"A haunting tale of love and loss, of destruction and resilience . . . a stirring reminder that our most moving stories are often written in the ash of disaster."
Linda Watanabe McFerrin, author of Namako: Sea Cucumber and The Hand of Buddha
"Holly Thompson has a gift for bringing the mind's eye to focus on the details of the moment, whether it be the relentless falling ash of Kagoshima, or a snack of grilled squid legs and barley tea. Her tale of lost companionship, guilt, and redemption takes place against a minutely and lovingly woven tapestry of daily life in modern Japan."

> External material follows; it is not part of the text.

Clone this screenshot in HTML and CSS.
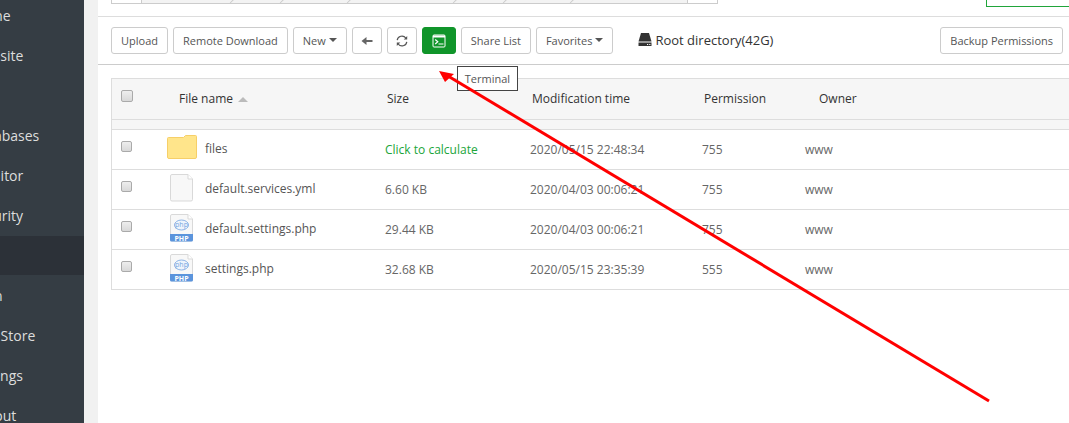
FILE: index.html
```html
<!DOCTYPE html>
<html lang="en">
<head>
    <meta charset="UTF-8">
    <meta name="viewport" content="width=device-width, initial-scale=1.0">
    <title>Files</title>
    <link rel="stylesheet" href="styles.css">
</head>
<body>

    <!-- Left menu -->
    <nav class="sidebar">
        <ul class="menu">
            <li><a href="#">Home</a></li>
            <li><a href="#">Website</a></li>
            <li><a href="#">FTP</a></li>
            <li><a href="#">Databases</a></li>
            <li><a href="#">Monitor</a></li>
            <li><a href="#">Security</a></li>
            <li class="current"><a href="#">Files</a></li>
            <li><a href="#">Cron</a></li>
            <li><a href="#">App Store</a></li>
            <li><a href="#">Settings</a></li>
            <li><a href="#">Logout</a></li>
        </ul>
    </nav>

    <main class="main">
        <!-- Path bar -->
        <div class="path-bar">
            <div class="path">
                <button type="button" class="path-btn" aria-label="Up"></button>
                <div class="path-list">
                    <span class="crumb crumb-l"></span>
                    <span class="crumb crumb-s"></span>
                    <span class="crumb crumb-m"></span>
                    <span class="crumb crumb-xl"></span>
                    <span class="crumb crumb-s"></span>
                    <span class="crumb crumb-m"></span>
                </div>
                <button type="button" class="path-btn" aria-label="Reload"></button>
            </div>
            <button type="button" class="recycle-btn" aria-label="Recycle bin"></button>
        </div>

        <!-- Toolbar -->
        <div class="toolbar">
            <button type="button" class="btn">Upload</button>
            <button type="button" class="btn">Remote Download</button>
            <button type="button" class="btn">New<span class="caret"></span></button>
            <button type="button" class="btn btn-icon" aria-label="Back">
                <svg width="12" height="10" viewBox="0 0 12 10"><path d="M0.500 5 5.500 1V4H11.500V6H5.500V9Z" fill="#666"/></svg>
            </button>
            <button type="button" class="btn btn-icon" aria-label="Refresh">
                <svg width="12" height="12" viewBox="0 0 12 12" fill="none" stroke="#555" stroke-width="1.2">
                    <path d="M1.200 5.200A4.800 4.800 0 0 1 9.800 3M10.800 6.800A4.800 4.800 0 0 1 2.200 9"/>
                    <path d="M11.200 1V4.500H7.700ZM0.800 11V7.500H4.300Z" fill="#555" stroke="none"/>
                </svg>
            </button>
            <div class="terminal">
                <button type="button" class="btn btn-green" aria-label="Terminal">
                    <svg width="14" height="14" viewBox="0 0 14 14" fill="none" stroke="#fff">
                        <rect x="1" y="1" width="12" height="12" rx="1"/>
                        <path d="M1 2.500H13" stroke-width="2"/>
                        <path d="M3.200 5.500 5.800 7.800 3.200 10M6.500 10H11.500" stroke-width="1.200"/>
                    </svg>
                </button>
                <div class="tooltip">Terminal</div>
            </div>
            <button type="button" class="btn">Share List</button>
            <button type="button" class="btn">Favorites<span class="caret"></span></button>
            <a href="#" class="disk">
                <svg width="14" height="14" viewBox="0 0 14 14"><path d="M3 0H11L13.500 8.500H0.500Z" fill="#333"/><path d="M0.500 9.500H13.500V13H.5Z" fill="#333"/><path d="M9 11.500H10.200M11.200 11.500H12.400" stroke="#fff"/></svg>
                Root directory(42G)
            </a>
            <button type="button" class="btn btn-right">Backup Permissions</button>
        </div>

        <!-- File list -->
        <table class="files">
            <colgroup>
                <col class="col-check">
                <col class="col-name">
                <col class="col-size">
                <col class="col-time">
                <col class="col-perm">
                <col>
            </colgroup>
            <thead>
                <tr>
                    <th><input type="checkbox" class="check check-all" aria-label="Select all"></th>
                    <th class="th-name">File name<span class="sort"></span></th>
                    <th>Size</th>
                    <th>Modification time</th>
                    <th>Permission</th>
                    <th class="th-owner">Owner</th>
                </tr>
                <tr class="spacer"><td colspan="6"></td></tr>
            </thead>
            <tbody>
                <tr>
                    <td><input type="checkbox" class="check" aria-label="files"></td>
                    <td><div class="file">
                        <svg width="30" height="26" viewBox="0 0 30 26"><path d="M.5 3.500Q.5 2.500 1.500 2.500H16.500L18.500.5H28.500Q29.500.5 29.500 1.500V22Q29.500 23.500 28 23.500H2Q.5 23.500 .5 22Z" fill="#ffe58b" stroke="#f6cf68"/></svg>
                        <span>files</span></div></td>
                    <td><a href="#" class="calc">Click to calculate</a></td>
                    <td>2020/05/15 22:48:34</td>
                    <td>755</td>
                    <td>www</td>
                </tr>
                <tr>
                    <td><input type="checkbox" class="check" aria-label="default.services.yml"></td>
                    <td><div class="file">
                        <svg width="30" height="28" viewBox="0 0 30 28"><path d="M3.500 2Q3.500.5 5 .5H21L25.500 5V25.500Q25.500 27 24 27H5Q3.500 27 3.500 25.500Z" fill="#f8f8f8" stroke="#d9d9d9"/><path d="M21 .5V5H25.500" fill="#fff" stroke="#d9d9d9"/></svg>
                        <span>default.services.yml</span></div></td>
                    <td>6.60 KB</td>
                    <td>2020/04/03 00:06:21</td>
                    <td>755</td>
                    <td>www</td>
                </tr>
                <tr>
                    <td><input type="checkbox" class="check" aria-label="default.settings.php"></td>
                    <td><div class="file">
                        <svg width="30" height="28" viewBox="0 0 30 28"><path d="M3.500 2Q3.500.5 5 .5H21L25.500 5V25.500Q25.500 27 24 27H5Q3.500 27 3.500 25.500Z" fill="#f8f8f8" stroke="#d9d9d9"/><path d="M21 .5V5H25.500" fill="#fff" stroke="#d9d9d9"/><ellipse cx="14.500" cy="11" rx="7" ry="5" fill="#eef4fc" stroke="#8db4e6"/><text x="14.500" y="13" class="php-logo">php</text><path d="M3 20H26V26Q26 27.500 24.500 27.500H4.500Q3 27.500 3 26Z" fill="#5b94dc"/><text x="14.500" y="26.500" class="php-label">PHP</text></svg>
                        <span>default.settings.php</span></div></td>
                    <td>29.44 KB</td>
                    <td>2020/04/03 00:06:21</td>
                    <td>755</td>
                    <td>www</td>
                </tr>
                <tr>
                    <td><input type="checkbox" class="check" aria-label="settings.php"></td>
                    <td><div class="file">
                        <svg width="30" height="28" viewBox="0 0 30 28"><path d="M3.500 2Q3.500.5 5 .5H21L25.500 5V25.500Q25.500 27 24 27H5Q3.500 27 3.500 25.500Z" fill="#f8f8f8" stroke="#d9d9d9"/><path d="M21 .5V5H25.500" fill="#fff" stroke="#d9d9d9"/><ellipse cx="14.500" cy="11" rx="7" ry="5" fill="#eef4fc" stroke="#8db4e6"/><text x="14.500" y="13" class="php-logo">php</text><path d="M3 20H26V26Q26 27.500 24.500 27.500H4.500Q3 27.500 3 26Z" fill="#5b94dc"/><text x="14.500" y="26.500" class="php-label">PHP</text></svg>
                        <span>settings.php</span></div></td>
                    <td>32.68 KB</td>
                    <td>2020/05/15 23:35:39</td>
                    <td>555</td>
                    <td>www</td>
                </tr>
            </tbody>
        </table>
    </main>

    <!-- Arrow pointing at the terminal button -->
    <svg class="arrow" width="552" height="334" viewBox="0 0 552 334">
        <path d="M9 5 550 330" stroke="#f00" stroke-width="3"/>
        <path d="M0 0 15 3 11 6.500 6 11Z" fill="#f00"/>
    </svg>

</body>
</html>
```

FILE: styles.css
```css
* {
    box-sizing: border-box;
}

body {
    display: flex;
    min-height: 100vh;
    margin: 0;
    background-color: #f1f1f1;
    color: #666;
    font-family: "Open Sans", "Noto Sans", sans-serif;
    font-size: 12px;
    overflow: hidden;
}

a {
    color: inherit;
    text-decoration: none;
}

/* Sidebar */
.sidebar {
    flex: 0 0 84px;
    height: 100vh;
    background-color: #353d44;
    overflow: hidden;
}

.menu {
    margin: -4px 0 0 -29px;
    padding: 0;
    list-style: none;
}

.menu li {
    height: 40px;
    border-bottom: 1px solid #353d44;
    color: #ddd;
    font-size: 14px;
    line-height: 39px;
    white-space: nowrap;
}

.menu a {
    display: block;
}

.menu .current {
    background-color: #2c3138;
}

/* Main panel */
.main {
    flex: 1;
    min-width: 0;
    margin-left: 14px;
    background-color: #fff;
}

.path-bar {
    display: flex;
    align-items: flex-end;
    justify-content: space-between;
    height: 17px;
    padding-left: 13px;
    border-bottom: 1px solid #ddd;
    overflow: hidden;
}

.path {
    display: flex;
    height: 32px;
    margin-bottom: 12px;
    border: 1px solid #ccc;
}

.path-btn {
    width: 29px;
    padding: 0;
    border: none;
    background-color: #fff;
}

.path-list {
    display: flex;
    width: 547px;
    border: solid #ccc;
    border-width: 0 1px;
    background-color: #f3f3f3;
}

.crumb {
    position: relative;
}

.crumb::after {
    content: "";
    position: absolute;
    right: 0;
    bottom: 4px;
    width: 20px;
    height: 20px;
    border: solid #ccc;
    border-width: 1px 1px 0 0;
    transform: rotate(45deg);
}

.crumb-s {
    width: 50px;
}

.crumb-m {
    width: 67px;
}

.crumb-l {
    width: 99px;
}

.crumb-xl {
    width: 106px;
}

.recycle-btn {
    width: 83px;
    height: 32px;
    margin-bottom: 9px;
    border: 1px solid #20a53a;
    border-right: none;
    background-color: #fff;
}

/* Toolbar */
.toolbar {
    display: flex;
    align-items: center;
    gap: 5px;
    height: 48px;
    padding: 0 6px 0 13px;
    border-bottom: 1px solid #ccc;
}

.btn {
    display: flex;
    align-items: center;
    justify-content: center;
    height: 27px;
    padding: 0 9px 1px;
    border: 1px solid #ccc;
    border-radius: 3px;
    background-color: #fff;
    color: #555;
    font-family: inherit;
    font-size: 11px;
    white-space: nowrap;
    cursor: pointer;
}

.btn:hover {
    background-color: #f5f5f5;
}

.btn-icon {
    width: 30px;
    padding: 0;
}

.btn-green,
.btn-green:hover {
    width: 34px;
    padding: 0;
    border-color: #10952a;
    background-color: #10952a;
}

.btn-right {
    margin-left: auto;
}

.caret {
    margin-left: 3px;
    border: 4px solid transparent;
    border-top-color: #555;
    border-bottom: none;
}

.terminal {
    position: relative;
}

.tooltip {
    position: absolute;
    top: 39px;
    left: 35px;
    z-index: 1;
    padding: 0 7px;
    border: 1px solid #444;
    background-color: #fff;
    color: #555;
    font-size: 11px;
    line-height: 23px;
}

.disk {
    display: flex;
    align-items: center;
    gap: 3px;
    height: 27px;
    margin-left: 20px;
    padding-bottom: 2px;
    color: #333;
    font-size: 13px;
}

/* File list */
.files {
    width: calc(100% - 13px);
    margin: 13px 0 0 13px;
    border: 1px solid #ddd;
    border-right: none;
    border-bottom: none;
    border-spacing: 0;
    table-layout: fixed;
}

.col-check {
    width: 55px;
}

.col-name {
    width: 218px;
}

.col-size {
    width: 145px;
}

.col-time {
    width: 172px;
}

.col-perm {
    width: 103px;
}

.files th,
.files td {
    height: 40px;
    padding: 0 0 1px;
    border-bottom: 1px solid #ddd;
    text-align: left;
    white-space: nowrap;
}

.files th {
    height: 41px;
    padding: 0 0 2px 2px;
    background-color: #f6f6f6;
    color: #333;
    font-weight: normal;
}

.files .th-name {
    padding-left: 12px;
}

.files .th-owner {
    padding-left: 14px;
}

.files .spacer td {
    height: 10px;
    background-color: #f6f6f6;
}

.files th:first-child,
.files td:first-child {
    padding-left: 9px;
}

.sort {
    display: inline-block;
    margin-left: 5px;
    border: 5px solid transparent;
    border-top: none;
    border-bottom-color: #bbb;
    vertical-align: 1px;
}

.check {
    display: block;
    width: 11px;
    height: 11px;
    margin: 0 0 5px;
    border: 1px solid #aaa;
    border-radius: 2px;
    background: linear-gradient(#eee, #d8d8d8);
    appearance: none;
}

.check-all {
    width: 12px;
    height: 12px;
}

.file {
    display: flex;
    align-items: center;
    gap: 8px;
    padding-bottom: 2px;
    color: #555;
}

.calc {
    color: #20a53a;
}

.php-logo {
    fill: #7ba7e0;
    font-size: 7px;
    text-anchor: middle;
}

.php-label {
    fill: #fff;
    font-size: 7px;
    font-weight: bold;
    text-anchor: middle;
}

.arrow {
    position: absolute;
    top: 71px;
    left: 439px;
    z-index: 2;
    pointer-events: none;
}
```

Alex Kerr, author of Lost Japan
"ASH takes the expatriate-in-Japan novel way beyond the genre into the realm of lasting art. A gorgeous debut!"
Leza Lowitz, The Japan Times
"ASH is a wonderfully insightful first novel about a young woman living within two cultures. Thompson adeptly explores the lasting bonds of friendship and the courage needed to face the past in order to embrace the future."
Gail Tsukiyama, author of Women of the Silk and The Samurai's Garden
Caitlin Ober is back in Japan, teaching English in remote Kagoshima, opposite the increasingly active volcano Sakurajima. Beneath ominous clouds of ash, Caitlin travels her school rounds, swims intently, hangs with a group of windsurfers, all the while concocting lies and self-deceptions to prevent a tragic childhood incident from intruding on her present. Then, in an ash-coated garden, Caitlin encounters a half-Japanese teenager, Naomi, who seems to require Caitlin's rescue. Together they travel to Kyoto during the summer festival of O-Bon, when the spirits of the dead revisit the living. There, amid bonfires, temple rites, and ghostly memories, Caitlin bravely begins to embrace her future.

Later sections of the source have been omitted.